Syntax: qt(p, df, lower.tail = TRUE)

Parameter:

  • p is the vector of probabilities
  • df is the degrees of freedom
  • lower.tail – if TRUE (default), probabilities are P[X ≤ x], otherwise, P[X > x].

Approach

  • Set degrees of freedom
  • To plot the density function for student’s t-distribution follow the given steps:
    • First create a vector of quantiles in R.
    • Next, use the dt function to find the values of a t-distribution given a random variable x and certain degrees of freedom.
    • Using these values plot the density function for student’s t-distribution.
  • Now, instead of the dt function, use the pt function to get the cumulative distribution function (CDF) of a t-distribution and the qt function to get the quantile function or inverse cumulative density function of a t-distribution. Put it simply, pt returns the area to the left of a given random variable q in the t-distribution and qt finds the t-score is of the pth quantile of the t-distribution.

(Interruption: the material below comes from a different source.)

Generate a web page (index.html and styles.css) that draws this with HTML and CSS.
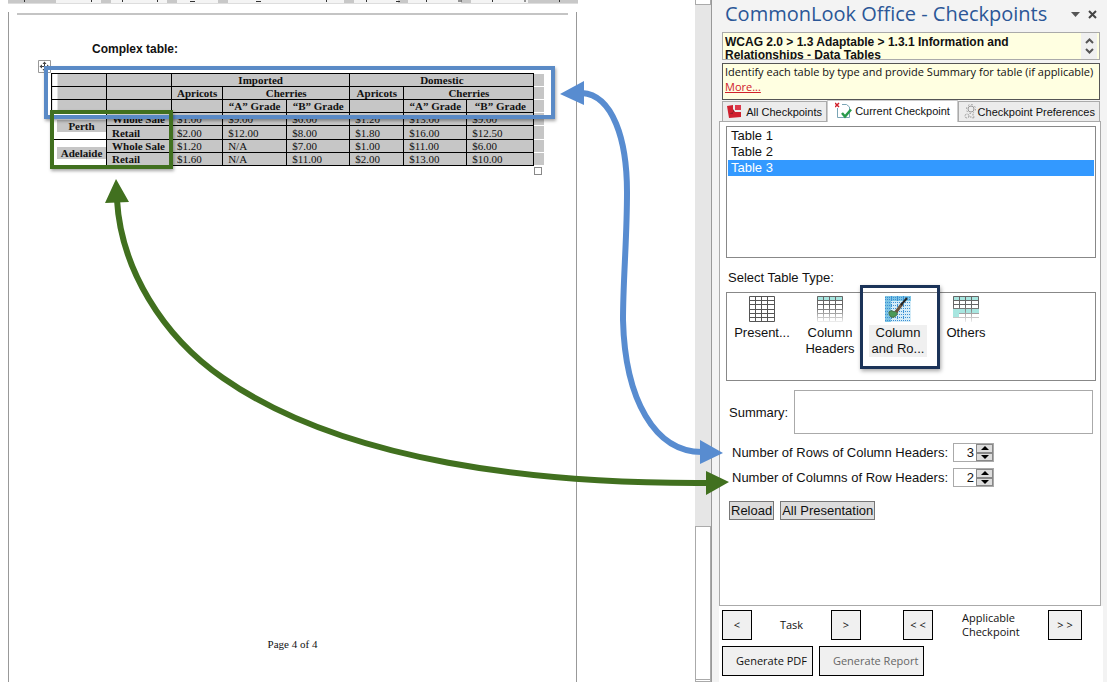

Example: To find a value of t-distribution at x=1, having certain degrees of freedom, say Df = 25,

R




# value of t-distribution pdf at 
# x = 0 with 25 degrees of freedom
dt(x = 1, df = 25)

Output:



0.237211

Example:

Code below shows a comparison of probability density functions having different degrees of freedom. It is observed as mentioned before, larger the sample size (degrees of freedom increasing), the closer the plot is to a normal distribution (dotted line in figure).

R




# Generate a vector of 100 values between -6 and 6
x <- seq(-6, 6, length = 100)
  
# Degrees of freedom
df = c(1,4,10,30)
colour = c("red", "orange", "green", "yellow","black")
  
# Plot a normal distribution
plot(x, dnorm(x), type = "l", lty = 2, xlab = "t-value", ylab = "Density"
     main = "Comparison of t-distributions", col = "black")
  
# Add the t-distributions to the plot
for (i in 1:4){
  lines(x, dt(x, df[i]), col = colour[i])
}
  
# Add a legend
legend("topright", c("df = 1", "df = 4", "df = 10", "df = 30", "normal"), 
       col = colour, title = "t-distributions", lty = c(1,1,1,1,2))

Output:

Example: Finding p-value and confidence interval with t-distribution

R




# area to the right of a t-statistic with 
# value of 2.1 and 14 degrees of freedom
pt(q = 2.1, df = 14, lower.tail = FALSE)

Output:

0.02716657

Essentially we found the one-sided p-value, P(t>2.1) as 2.7%. Now suppose we want to construct a two-sided 95% confidence interval. To do so, find the t-score or t-value for 95% confidence using the qt function or the quantile distribution.

Example:

R




# value in each tail is 2.5% as confidence is 95%
# find 2.5th percentile of t-distribution with 
# 14 degrees of freedom
qt(p = 0.025, df = 14, lower.tail = TRUE)

Output:

-2.144787

So, a t-value of 2.14 will be used as the critical value for a confidence interval of 95%.